__Request__. Each line containing the word "component" should be found and copied.

__Data provided__.
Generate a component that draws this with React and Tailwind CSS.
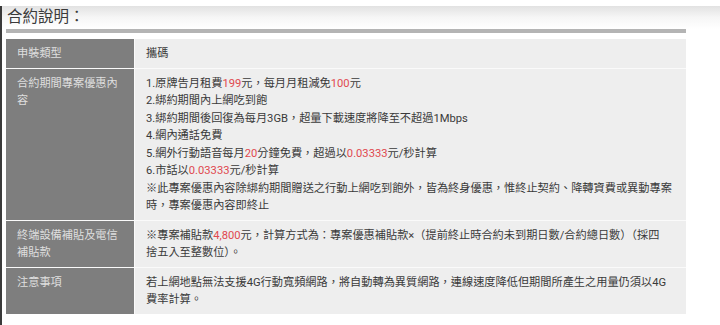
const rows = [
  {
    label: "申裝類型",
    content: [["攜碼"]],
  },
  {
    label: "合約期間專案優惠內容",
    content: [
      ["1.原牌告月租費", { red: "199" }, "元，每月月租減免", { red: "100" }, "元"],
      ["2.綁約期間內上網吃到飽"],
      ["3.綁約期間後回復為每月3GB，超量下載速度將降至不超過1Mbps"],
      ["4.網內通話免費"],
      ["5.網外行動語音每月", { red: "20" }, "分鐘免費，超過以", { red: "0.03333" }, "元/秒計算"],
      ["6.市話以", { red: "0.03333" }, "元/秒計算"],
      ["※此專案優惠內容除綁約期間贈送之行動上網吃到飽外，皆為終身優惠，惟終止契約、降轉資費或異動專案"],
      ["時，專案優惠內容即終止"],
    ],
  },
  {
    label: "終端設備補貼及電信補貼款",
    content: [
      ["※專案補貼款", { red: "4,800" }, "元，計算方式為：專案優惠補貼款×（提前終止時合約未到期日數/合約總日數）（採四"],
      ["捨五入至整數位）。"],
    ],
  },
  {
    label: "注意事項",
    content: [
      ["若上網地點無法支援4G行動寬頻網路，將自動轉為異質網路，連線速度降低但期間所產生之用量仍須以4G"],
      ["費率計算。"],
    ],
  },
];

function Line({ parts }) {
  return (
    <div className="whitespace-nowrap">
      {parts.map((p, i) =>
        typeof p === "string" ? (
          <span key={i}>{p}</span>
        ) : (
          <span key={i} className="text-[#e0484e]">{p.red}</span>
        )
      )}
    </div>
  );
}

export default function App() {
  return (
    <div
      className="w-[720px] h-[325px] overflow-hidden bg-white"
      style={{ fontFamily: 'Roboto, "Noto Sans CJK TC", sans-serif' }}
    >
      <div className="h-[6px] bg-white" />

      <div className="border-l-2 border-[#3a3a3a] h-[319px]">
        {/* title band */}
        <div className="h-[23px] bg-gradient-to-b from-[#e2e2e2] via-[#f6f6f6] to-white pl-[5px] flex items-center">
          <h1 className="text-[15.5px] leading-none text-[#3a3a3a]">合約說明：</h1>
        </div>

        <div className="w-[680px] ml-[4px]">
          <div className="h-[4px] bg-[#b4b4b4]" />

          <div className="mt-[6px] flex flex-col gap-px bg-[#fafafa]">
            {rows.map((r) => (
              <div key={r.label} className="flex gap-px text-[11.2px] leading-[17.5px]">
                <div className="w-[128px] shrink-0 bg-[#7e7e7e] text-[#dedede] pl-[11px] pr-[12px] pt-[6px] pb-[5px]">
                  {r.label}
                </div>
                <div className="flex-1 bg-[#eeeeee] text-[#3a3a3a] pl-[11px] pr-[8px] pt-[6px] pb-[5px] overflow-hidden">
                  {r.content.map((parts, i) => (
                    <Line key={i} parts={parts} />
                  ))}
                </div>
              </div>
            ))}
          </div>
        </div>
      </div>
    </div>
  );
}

==

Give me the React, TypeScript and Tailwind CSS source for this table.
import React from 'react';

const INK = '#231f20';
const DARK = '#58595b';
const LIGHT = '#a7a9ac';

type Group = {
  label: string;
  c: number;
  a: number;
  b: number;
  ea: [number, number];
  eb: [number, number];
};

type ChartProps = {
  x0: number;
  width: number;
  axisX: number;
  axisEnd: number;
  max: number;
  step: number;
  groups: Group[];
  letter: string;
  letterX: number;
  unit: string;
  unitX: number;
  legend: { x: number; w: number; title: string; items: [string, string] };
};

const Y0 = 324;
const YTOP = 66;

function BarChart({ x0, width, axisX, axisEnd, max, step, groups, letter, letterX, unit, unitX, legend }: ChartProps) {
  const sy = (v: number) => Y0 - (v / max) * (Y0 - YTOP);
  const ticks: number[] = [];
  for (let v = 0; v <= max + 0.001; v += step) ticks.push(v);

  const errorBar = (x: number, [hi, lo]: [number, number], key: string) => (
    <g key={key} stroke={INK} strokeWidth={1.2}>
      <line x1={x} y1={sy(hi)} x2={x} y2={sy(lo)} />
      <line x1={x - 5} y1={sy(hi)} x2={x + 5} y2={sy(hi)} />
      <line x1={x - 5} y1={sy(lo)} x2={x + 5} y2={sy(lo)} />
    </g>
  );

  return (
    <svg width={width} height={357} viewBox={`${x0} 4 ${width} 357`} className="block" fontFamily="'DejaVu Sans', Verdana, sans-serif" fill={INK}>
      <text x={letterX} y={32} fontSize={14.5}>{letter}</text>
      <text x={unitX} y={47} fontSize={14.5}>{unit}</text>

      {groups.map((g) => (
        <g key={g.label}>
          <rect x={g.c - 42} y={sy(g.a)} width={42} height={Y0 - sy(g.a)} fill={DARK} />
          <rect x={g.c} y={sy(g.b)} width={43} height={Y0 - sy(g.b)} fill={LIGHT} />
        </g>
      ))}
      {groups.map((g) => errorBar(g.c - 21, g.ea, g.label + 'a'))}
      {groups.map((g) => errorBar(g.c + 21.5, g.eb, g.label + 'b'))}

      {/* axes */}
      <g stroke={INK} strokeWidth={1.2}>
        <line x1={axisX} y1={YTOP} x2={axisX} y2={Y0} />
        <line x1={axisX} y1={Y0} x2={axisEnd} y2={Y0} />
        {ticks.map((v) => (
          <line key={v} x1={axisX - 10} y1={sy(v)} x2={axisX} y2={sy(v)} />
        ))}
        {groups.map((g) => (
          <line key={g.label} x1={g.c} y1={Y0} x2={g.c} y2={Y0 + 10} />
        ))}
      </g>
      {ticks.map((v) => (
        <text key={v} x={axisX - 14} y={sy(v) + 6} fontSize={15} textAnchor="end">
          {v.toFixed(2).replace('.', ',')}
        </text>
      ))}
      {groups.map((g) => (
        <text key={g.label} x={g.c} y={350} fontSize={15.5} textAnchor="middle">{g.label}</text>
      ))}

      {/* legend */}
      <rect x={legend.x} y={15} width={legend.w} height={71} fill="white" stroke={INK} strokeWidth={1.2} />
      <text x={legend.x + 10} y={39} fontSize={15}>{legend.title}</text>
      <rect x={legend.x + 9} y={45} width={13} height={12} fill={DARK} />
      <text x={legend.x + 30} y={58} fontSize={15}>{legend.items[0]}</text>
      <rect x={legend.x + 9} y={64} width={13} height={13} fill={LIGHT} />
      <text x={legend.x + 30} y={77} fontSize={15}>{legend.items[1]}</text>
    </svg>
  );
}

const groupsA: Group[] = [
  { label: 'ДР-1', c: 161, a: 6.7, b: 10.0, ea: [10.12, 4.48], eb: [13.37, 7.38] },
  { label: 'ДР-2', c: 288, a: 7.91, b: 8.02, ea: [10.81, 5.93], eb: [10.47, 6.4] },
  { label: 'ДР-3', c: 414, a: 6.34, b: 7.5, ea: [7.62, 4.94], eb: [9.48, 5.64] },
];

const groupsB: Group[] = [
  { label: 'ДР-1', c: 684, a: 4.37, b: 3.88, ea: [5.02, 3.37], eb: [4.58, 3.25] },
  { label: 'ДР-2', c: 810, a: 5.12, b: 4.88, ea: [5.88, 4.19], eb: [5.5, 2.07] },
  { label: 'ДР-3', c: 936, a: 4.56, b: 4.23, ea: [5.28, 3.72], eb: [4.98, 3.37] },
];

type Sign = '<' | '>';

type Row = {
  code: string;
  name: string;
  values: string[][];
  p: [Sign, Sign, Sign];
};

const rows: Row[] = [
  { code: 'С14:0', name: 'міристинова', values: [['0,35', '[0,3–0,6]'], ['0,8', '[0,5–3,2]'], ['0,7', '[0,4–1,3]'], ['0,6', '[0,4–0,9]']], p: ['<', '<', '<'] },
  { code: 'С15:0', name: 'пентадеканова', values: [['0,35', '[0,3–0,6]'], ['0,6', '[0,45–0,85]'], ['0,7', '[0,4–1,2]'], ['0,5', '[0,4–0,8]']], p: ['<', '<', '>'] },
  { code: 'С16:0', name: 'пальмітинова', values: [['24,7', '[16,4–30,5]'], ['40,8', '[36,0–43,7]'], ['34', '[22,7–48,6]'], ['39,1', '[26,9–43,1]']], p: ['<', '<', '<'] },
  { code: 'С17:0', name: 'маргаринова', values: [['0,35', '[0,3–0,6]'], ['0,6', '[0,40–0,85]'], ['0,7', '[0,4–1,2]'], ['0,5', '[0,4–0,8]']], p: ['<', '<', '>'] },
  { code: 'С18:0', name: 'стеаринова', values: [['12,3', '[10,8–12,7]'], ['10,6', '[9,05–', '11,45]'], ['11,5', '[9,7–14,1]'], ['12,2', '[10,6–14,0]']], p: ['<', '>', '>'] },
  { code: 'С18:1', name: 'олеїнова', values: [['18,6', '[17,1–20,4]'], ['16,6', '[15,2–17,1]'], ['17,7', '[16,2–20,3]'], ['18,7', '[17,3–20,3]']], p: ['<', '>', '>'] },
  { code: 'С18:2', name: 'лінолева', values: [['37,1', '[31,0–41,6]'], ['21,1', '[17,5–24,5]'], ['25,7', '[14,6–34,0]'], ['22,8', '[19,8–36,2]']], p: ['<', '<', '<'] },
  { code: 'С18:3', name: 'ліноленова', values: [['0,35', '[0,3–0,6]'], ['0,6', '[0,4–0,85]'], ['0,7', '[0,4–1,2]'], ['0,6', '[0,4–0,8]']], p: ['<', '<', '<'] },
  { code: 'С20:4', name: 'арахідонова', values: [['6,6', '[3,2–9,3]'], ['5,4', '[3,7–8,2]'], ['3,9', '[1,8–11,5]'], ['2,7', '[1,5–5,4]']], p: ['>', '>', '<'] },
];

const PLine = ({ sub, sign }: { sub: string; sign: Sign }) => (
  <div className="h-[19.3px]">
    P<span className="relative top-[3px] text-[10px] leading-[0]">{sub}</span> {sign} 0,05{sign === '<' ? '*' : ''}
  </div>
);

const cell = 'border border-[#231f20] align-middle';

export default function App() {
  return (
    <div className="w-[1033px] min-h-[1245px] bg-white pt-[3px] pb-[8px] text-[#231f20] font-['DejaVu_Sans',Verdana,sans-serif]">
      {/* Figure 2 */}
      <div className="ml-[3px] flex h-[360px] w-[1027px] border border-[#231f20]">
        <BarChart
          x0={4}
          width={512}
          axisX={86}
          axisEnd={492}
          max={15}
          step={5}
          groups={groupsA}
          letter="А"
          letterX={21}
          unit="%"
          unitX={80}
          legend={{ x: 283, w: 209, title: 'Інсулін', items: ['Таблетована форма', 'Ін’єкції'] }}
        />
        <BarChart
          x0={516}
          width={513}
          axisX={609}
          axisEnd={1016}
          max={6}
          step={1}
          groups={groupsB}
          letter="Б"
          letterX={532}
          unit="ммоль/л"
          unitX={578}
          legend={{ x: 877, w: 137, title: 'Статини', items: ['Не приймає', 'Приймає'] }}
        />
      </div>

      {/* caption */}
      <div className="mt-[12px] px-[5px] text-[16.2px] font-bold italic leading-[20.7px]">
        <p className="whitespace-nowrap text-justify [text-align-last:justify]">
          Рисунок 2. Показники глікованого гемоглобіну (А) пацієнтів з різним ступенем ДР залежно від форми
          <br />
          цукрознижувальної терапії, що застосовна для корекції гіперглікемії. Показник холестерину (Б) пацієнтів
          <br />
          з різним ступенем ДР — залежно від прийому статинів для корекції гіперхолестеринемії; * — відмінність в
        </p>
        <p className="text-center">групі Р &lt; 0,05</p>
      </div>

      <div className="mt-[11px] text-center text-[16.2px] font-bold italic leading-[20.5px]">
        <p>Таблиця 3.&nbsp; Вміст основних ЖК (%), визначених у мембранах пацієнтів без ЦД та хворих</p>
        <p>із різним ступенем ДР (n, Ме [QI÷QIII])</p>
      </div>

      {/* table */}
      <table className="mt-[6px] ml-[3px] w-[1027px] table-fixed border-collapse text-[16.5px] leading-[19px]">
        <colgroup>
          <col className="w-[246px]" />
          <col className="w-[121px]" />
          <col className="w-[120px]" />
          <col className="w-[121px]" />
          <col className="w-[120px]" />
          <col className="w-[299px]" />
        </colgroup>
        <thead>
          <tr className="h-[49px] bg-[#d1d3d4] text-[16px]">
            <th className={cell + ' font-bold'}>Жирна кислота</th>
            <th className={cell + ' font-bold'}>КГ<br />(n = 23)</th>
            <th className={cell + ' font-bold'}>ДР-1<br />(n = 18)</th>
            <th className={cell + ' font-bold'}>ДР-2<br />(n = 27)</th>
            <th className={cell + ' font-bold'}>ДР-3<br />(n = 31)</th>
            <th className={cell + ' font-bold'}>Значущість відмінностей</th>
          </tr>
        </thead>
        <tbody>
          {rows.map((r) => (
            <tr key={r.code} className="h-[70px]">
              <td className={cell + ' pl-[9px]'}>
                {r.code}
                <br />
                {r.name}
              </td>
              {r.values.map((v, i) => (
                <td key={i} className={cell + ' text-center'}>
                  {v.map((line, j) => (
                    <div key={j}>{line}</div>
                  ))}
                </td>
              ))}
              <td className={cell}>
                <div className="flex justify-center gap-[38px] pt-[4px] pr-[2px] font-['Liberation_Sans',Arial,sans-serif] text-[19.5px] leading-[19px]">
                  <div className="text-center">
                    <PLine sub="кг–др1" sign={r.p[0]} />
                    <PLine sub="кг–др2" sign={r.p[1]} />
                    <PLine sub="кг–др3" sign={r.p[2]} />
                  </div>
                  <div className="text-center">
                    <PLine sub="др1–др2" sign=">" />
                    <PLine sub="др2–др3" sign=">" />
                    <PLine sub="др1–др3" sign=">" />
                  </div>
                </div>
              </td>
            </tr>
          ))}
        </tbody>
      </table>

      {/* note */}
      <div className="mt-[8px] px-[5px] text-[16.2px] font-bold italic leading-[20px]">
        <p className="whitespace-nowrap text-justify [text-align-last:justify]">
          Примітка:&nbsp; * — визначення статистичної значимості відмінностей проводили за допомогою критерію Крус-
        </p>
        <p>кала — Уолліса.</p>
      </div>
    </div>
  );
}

--

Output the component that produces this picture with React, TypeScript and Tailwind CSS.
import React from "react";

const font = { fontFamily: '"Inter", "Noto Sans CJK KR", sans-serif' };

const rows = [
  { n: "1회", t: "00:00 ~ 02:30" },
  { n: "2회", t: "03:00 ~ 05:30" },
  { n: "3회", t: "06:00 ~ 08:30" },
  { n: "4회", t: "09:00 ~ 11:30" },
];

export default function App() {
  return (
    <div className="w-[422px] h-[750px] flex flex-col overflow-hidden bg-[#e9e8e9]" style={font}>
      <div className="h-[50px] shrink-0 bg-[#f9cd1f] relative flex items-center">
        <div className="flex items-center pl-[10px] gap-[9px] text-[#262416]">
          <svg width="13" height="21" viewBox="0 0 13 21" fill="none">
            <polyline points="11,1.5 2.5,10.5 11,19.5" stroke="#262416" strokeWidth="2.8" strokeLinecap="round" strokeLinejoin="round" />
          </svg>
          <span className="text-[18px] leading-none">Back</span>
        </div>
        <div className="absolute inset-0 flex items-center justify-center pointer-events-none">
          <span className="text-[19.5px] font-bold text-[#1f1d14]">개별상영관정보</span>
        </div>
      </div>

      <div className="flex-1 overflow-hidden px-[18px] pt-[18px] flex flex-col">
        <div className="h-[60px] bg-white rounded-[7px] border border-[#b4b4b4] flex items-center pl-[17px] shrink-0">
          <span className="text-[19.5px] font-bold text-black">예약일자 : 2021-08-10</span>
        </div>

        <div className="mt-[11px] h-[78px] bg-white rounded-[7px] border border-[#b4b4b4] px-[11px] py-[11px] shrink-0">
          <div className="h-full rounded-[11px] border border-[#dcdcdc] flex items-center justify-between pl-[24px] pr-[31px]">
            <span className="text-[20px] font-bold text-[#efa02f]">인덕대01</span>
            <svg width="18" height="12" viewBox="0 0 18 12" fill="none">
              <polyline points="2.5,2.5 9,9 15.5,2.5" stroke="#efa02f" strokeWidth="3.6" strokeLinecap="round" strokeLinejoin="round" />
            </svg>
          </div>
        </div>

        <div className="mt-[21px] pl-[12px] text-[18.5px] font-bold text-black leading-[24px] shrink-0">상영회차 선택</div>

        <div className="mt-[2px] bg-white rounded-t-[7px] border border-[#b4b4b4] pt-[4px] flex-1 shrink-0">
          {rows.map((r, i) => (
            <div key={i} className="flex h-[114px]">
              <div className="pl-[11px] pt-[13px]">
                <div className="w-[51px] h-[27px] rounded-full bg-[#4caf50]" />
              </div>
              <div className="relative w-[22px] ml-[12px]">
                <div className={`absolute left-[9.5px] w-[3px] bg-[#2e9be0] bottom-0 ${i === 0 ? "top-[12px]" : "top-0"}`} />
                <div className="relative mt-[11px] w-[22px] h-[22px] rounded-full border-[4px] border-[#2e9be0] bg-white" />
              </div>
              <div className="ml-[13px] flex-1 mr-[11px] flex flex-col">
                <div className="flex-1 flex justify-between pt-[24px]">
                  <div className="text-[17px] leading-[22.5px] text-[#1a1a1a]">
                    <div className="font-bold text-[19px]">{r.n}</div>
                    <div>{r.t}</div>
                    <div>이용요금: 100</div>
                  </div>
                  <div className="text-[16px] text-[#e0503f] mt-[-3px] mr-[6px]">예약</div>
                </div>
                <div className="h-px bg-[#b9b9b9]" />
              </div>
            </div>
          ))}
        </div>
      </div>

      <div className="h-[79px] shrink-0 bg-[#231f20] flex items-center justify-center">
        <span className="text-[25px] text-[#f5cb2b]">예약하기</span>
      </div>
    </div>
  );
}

__Output for this exercise__.
Generate a component that draws this with React and Tailwind CSS.
Output the component that produces this picture with React, TypeScript and Tailwind CSS.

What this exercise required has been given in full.